BRIEF DESCRIPTION OF THE DRAWINGS
The present invention will become more fully understood from the detailed description given hereinbelow and the accompanying drawings which are given by way of illustration only, and thus, are not limitive of the present invention, and wherein:
FIG. 1 is a schematic four-layer construction of a tube for creating a soldered aluminum heat exchanger;
FIG. 2 schematically represents a first tube geometry;
FIG. 3 schematically represents a second tube geometry;
FIG. 4 schematically represents a third tube geometry.
FIG. 1 shows the schematically represented four-layer construction of a tube 1 to create a soldered aluminum heat exchanger.

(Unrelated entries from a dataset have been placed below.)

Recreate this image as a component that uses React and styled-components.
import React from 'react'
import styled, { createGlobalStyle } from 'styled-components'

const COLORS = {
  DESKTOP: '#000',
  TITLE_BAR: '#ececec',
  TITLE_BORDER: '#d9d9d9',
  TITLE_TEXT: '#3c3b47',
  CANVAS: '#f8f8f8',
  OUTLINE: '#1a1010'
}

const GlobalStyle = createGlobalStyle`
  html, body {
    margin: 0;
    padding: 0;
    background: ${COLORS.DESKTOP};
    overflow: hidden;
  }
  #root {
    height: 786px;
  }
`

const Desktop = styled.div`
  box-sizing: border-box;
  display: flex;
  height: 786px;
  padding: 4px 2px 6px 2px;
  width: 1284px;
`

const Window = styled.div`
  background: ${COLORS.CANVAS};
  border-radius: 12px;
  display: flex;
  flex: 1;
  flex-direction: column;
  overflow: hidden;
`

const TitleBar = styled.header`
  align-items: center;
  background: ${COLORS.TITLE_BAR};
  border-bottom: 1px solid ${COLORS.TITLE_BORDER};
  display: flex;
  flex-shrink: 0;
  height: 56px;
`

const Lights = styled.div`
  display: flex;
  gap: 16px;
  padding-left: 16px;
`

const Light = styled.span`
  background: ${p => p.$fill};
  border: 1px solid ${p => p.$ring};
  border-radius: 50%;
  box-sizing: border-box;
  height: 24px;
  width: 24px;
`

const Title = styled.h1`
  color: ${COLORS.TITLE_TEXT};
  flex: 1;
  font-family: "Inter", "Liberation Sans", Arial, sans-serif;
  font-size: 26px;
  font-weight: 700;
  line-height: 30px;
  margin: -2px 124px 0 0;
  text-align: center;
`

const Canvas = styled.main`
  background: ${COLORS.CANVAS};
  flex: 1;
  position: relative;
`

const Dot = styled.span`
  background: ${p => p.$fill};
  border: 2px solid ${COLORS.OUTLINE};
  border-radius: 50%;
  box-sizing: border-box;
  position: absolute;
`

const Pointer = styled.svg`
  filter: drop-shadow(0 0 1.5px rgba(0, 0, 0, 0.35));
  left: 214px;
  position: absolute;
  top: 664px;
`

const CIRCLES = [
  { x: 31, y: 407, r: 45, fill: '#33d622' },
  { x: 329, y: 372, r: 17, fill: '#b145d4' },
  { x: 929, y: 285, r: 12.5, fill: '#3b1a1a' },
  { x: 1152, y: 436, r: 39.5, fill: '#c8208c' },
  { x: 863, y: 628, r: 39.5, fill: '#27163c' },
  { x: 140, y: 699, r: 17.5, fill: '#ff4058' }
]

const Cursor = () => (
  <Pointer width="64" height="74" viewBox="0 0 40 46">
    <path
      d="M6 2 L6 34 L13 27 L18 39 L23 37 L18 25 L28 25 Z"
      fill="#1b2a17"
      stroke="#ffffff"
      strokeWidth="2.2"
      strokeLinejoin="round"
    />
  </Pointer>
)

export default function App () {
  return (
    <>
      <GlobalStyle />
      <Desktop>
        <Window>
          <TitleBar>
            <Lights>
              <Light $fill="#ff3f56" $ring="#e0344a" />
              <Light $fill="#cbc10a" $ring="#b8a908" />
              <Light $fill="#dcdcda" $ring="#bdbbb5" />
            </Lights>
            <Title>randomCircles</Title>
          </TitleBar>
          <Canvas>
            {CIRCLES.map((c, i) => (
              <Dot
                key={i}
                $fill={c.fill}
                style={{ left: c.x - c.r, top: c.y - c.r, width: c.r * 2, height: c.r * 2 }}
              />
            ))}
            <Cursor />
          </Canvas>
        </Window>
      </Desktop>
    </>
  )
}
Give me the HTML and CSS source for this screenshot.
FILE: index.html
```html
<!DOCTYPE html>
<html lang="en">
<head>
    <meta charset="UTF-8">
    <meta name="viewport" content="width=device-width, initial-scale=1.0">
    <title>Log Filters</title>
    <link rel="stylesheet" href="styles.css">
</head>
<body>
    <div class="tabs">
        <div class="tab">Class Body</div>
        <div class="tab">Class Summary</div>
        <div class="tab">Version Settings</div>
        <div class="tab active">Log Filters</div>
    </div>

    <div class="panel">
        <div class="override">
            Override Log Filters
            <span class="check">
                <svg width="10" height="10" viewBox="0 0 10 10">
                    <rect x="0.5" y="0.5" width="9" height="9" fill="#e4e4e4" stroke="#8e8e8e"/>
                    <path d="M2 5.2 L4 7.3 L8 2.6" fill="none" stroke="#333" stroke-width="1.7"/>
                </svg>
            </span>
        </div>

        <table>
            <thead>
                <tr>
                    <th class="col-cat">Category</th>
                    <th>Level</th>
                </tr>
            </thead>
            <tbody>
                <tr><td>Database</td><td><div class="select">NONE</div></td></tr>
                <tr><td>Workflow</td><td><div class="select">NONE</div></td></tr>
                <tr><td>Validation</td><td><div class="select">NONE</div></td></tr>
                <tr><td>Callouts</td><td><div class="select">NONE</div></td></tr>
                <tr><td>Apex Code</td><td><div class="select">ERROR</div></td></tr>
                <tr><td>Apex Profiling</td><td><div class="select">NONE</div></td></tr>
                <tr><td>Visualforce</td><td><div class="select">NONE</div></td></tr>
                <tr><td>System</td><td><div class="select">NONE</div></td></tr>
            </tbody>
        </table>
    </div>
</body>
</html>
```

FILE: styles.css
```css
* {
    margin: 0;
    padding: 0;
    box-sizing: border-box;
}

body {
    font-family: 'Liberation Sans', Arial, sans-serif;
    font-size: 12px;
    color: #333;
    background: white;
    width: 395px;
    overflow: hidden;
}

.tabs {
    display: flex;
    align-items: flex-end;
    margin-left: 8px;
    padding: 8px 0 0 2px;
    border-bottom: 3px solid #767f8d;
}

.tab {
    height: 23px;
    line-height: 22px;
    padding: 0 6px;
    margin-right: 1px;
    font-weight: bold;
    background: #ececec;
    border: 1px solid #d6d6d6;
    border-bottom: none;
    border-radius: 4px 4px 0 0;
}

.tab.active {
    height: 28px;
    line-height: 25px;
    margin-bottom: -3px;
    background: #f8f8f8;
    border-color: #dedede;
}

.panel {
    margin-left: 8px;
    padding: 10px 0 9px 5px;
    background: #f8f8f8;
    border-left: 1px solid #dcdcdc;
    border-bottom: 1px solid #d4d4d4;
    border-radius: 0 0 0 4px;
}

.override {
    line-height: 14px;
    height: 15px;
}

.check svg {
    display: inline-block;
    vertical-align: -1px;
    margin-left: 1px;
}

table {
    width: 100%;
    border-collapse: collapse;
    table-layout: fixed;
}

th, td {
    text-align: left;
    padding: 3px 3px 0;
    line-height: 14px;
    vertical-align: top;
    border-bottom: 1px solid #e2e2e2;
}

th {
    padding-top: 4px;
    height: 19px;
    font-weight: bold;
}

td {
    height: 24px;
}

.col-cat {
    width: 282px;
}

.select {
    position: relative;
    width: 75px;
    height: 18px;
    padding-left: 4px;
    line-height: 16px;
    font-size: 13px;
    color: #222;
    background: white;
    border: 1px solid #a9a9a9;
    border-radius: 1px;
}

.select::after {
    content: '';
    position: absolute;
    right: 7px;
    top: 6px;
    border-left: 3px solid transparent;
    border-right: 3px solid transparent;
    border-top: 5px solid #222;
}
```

The tube 1 is made of a core material 2 and an aluminum-containing protective plating 3 on the inside of the core material 2. In addition, an inside solder plating 4 is provided on the protective plating 3, and an outside solder plating 5 is provided on the outside 6 facing away from the coolant side of the tube 1.
FIG. 2 shows a schematically represented first tube geometry in cross-section. The tube 7 here is implemented as a welded, crimped tube. The crimp 8 can be produced manually or by machine, and forms a groove-like recess 9 in the tube 7, which serves primarily to increase stiffness.
FIG. 3 shows a schematically represented second tube geometry in cross-section. The tube 10 here is implemented as a soldered, crimped tube. The crimp 11 can be produced manually or by machine, and forms a groove-like recess 12 in the tube 10, which serves primarily to increase stiffness.
FIG. 4 shows a schematically represented third tube geometry in cross-section. The tube 13 here can be implemented as a welded, soldered, or extruded webbed tube.
The invention being thus described, it will be obvious that the same may be varied in many ways. Such variations are not to be regarded as a departure from the spirit and scope of the invention, and all such modifications as would be obvious to one skilled in the art are to be included within the scope of the following claims.